The 2023 tour cost at least $38,000, according to receipts obtained through public records requests. The receipts include flights, hotel and transportation expenses for the governor and his staff.

Newsom’s office pushed back, saying the comparison between the traditional speech and the tour was “not apples to apples.”

“Not a lot of people pay attention to what’s happening in Sacramento on a daily basis,” Anthony York, spokesperson for the governor, told CalMatters on Tuesday. “A 30-minute speech in Sacramento, it’s over. And I think it adds to the disconnect between people and their government.”

“It’s important for any politician — whether that’s the Legislature, the governor or the president — to be out among their constituents to be talking about what their government is doing,” York added.

The governor’s office, which paid all the costs, did not provide an estimated budget for the high-profile tour.

But the total bill could be higher.

The receipts provided by the governor’s office don’t include security costs, which are paid for by the California Highway Patrol. CalMatters asked for those costs, but they were not available for this story.

The governor’s office said some of the travel costs in the receipts were not for the tour specifically because “other official business required some staff involved in the tour to extend their trip to join other events or meetings.” Large portions of some documents were redacted, to protect “personal privacy,” the governor’s office said.

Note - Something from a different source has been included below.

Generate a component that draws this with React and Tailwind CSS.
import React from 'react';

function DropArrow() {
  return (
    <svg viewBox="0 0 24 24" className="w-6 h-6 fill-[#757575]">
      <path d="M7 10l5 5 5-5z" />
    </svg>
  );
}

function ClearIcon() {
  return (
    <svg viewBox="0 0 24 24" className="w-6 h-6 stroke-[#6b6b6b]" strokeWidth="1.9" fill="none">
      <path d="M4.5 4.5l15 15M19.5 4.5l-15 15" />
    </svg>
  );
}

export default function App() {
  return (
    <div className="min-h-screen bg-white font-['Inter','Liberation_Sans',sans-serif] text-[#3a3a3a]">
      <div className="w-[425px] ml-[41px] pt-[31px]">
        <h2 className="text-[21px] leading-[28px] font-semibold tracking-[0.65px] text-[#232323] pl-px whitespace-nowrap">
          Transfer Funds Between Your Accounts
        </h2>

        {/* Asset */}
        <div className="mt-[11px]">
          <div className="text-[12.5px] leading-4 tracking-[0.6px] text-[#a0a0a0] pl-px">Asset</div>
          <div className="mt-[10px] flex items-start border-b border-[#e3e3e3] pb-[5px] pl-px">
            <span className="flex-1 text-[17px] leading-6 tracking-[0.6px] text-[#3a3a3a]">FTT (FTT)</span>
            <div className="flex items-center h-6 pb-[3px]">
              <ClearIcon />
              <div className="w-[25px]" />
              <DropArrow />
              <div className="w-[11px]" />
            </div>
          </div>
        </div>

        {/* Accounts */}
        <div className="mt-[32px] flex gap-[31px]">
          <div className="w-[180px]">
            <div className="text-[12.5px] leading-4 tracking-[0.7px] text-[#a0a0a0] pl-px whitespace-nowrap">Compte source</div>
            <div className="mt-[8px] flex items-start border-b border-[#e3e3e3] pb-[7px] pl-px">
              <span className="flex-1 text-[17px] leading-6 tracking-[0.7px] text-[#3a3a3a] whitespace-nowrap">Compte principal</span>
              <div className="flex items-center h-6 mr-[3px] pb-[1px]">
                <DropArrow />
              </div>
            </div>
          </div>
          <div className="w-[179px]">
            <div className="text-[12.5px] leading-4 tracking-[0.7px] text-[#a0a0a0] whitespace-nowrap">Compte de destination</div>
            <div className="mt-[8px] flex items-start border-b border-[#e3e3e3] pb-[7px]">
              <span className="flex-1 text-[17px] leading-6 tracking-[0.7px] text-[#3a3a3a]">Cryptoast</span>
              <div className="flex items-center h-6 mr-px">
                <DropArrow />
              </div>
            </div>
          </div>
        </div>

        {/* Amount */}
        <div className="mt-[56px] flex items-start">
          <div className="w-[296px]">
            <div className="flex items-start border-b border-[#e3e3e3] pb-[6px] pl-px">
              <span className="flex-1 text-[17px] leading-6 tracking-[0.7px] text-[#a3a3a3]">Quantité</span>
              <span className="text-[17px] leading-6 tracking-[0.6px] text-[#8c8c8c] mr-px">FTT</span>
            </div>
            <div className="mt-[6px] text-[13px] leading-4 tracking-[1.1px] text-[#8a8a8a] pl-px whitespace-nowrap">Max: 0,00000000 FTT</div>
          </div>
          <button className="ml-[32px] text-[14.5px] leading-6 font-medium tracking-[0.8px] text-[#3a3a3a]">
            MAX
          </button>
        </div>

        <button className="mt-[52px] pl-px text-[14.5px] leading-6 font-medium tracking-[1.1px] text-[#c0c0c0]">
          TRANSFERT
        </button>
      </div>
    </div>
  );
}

Tracking the spending for the internal operations of the governor’s office can be difficult — because many expenses are offloaded to other departments, said Jon Coupal, president of the Howard Jarvis Taxpayers Association.

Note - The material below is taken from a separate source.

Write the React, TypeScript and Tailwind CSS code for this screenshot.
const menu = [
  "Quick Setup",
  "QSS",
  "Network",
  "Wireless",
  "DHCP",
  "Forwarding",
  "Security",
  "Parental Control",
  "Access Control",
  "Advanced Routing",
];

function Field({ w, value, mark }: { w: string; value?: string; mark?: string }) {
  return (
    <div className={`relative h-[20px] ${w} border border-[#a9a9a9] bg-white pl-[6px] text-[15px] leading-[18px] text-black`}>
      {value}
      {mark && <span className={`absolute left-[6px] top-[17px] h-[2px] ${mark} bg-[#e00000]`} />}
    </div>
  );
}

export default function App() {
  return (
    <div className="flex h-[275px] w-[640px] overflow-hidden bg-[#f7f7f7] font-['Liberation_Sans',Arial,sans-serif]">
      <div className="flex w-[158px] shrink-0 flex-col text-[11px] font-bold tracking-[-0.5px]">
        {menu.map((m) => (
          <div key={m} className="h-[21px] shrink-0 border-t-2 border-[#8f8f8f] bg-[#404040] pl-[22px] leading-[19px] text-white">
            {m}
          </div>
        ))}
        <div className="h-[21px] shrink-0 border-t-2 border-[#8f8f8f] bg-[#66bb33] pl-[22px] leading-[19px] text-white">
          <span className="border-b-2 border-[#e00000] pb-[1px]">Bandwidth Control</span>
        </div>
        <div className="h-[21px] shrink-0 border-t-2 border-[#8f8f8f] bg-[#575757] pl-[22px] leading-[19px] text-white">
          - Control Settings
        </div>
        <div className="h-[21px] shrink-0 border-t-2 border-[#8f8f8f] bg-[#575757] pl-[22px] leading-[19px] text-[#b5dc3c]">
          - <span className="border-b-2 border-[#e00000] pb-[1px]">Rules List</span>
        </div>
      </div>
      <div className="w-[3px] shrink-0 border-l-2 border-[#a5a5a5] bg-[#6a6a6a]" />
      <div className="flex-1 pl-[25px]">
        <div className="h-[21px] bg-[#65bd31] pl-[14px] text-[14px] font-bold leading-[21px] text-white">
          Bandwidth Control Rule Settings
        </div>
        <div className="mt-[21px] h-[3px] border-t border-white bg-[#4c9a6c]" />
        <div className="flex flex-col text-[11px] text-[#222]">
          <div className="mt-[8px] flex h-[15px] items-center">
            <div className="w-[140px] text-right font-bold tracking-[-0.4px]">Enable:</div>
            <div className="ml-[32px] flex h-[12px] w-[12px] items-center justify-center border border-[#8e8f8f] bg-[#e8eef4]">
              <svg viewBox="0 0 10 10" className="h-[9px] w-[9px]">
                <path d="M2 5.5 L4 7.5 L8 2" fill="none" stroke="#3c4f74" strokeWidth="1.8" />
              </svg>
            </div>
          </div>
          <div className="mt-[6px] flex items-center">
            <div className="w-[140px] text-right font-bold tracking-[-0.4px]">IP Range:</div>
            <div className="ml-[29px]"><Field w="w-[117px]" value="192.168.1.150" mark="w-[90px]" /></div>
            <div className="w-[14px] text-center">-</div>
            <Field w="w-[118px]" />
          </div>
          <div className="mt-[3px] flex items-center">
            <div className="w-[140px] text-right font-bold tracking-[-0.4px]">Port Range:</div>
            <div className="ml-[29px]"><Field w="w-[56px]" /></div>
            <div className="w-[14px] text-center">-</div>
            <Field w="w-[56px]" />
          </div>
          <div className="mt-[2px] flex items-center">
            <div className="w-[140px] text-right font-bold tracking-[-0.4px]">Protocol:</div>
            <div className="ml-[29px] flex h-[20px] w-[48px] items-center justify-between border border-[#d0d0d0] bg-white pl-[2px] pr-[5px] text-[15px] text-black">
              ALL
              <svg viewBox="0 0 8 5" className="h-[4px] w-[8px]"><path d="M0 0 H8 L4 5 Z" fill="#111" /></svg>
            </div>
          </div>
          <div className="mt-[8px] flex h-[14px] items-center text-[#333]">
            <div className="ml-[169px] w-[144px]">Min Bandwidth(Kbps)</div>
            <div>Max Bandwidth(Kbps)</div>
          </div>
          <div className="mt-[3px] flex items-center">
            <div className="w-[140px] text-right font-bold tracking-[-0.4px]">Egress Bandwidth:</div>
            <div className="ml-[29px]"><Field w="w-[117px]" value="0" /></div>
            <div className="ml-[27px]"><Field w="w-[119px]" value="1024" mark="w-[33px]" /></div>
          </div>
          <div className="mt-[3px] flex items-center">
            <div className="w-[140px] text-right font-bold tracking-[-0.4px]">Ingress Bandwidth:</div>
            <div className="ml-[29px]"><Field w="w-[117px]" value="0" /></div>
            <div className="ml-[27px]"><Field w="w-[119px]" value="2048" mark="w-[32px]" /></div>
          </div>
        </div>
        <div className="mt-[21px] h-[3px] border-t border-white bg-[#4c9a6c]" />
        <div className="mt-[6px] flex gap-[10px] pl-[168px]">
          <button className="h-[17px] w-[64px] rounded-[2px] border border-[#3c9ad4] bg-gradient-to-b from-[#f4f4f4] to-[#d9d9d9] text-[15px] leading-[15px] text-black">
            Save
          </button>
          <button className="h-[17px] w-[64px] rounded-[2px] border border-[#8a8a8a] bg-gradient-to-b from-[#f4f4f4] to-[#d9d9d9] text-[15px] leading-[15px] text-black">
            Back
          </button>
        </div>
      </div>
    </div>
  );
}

It’s also complicated to parse out expenses necessary for the governor to do his job from the political events, Coupal said.

One example: “If he flies down to the Central Valley to look at the Tulare Lake flooding, that’s legitimate. But is he gonna make some campaign stops in the lake? Probably … It’s very, very difficult to break down.”

The association tracks, and has sued, over outright political advocacy paid through the state budget, Coupal said, critiquing Gov. Jerry Brown for campaigning for Proposition 30, a 2012 ballot measure to increase the statewide sales tax rate.

The Newsom tour locations spotlighted different programs in which he wants to invest more state money to make progress on complex problems.

At Cal Expo in Sacramento, he toured tiny homes, another of his strategies to help people experiencing homelessness — which he called a “disgrace” and put at the top of his agenda in his 2020 State of the State speech. At San Quentin State Prison, he unveiled a plan to “transform” education and skills training for inmates as part of his prison reform efforts.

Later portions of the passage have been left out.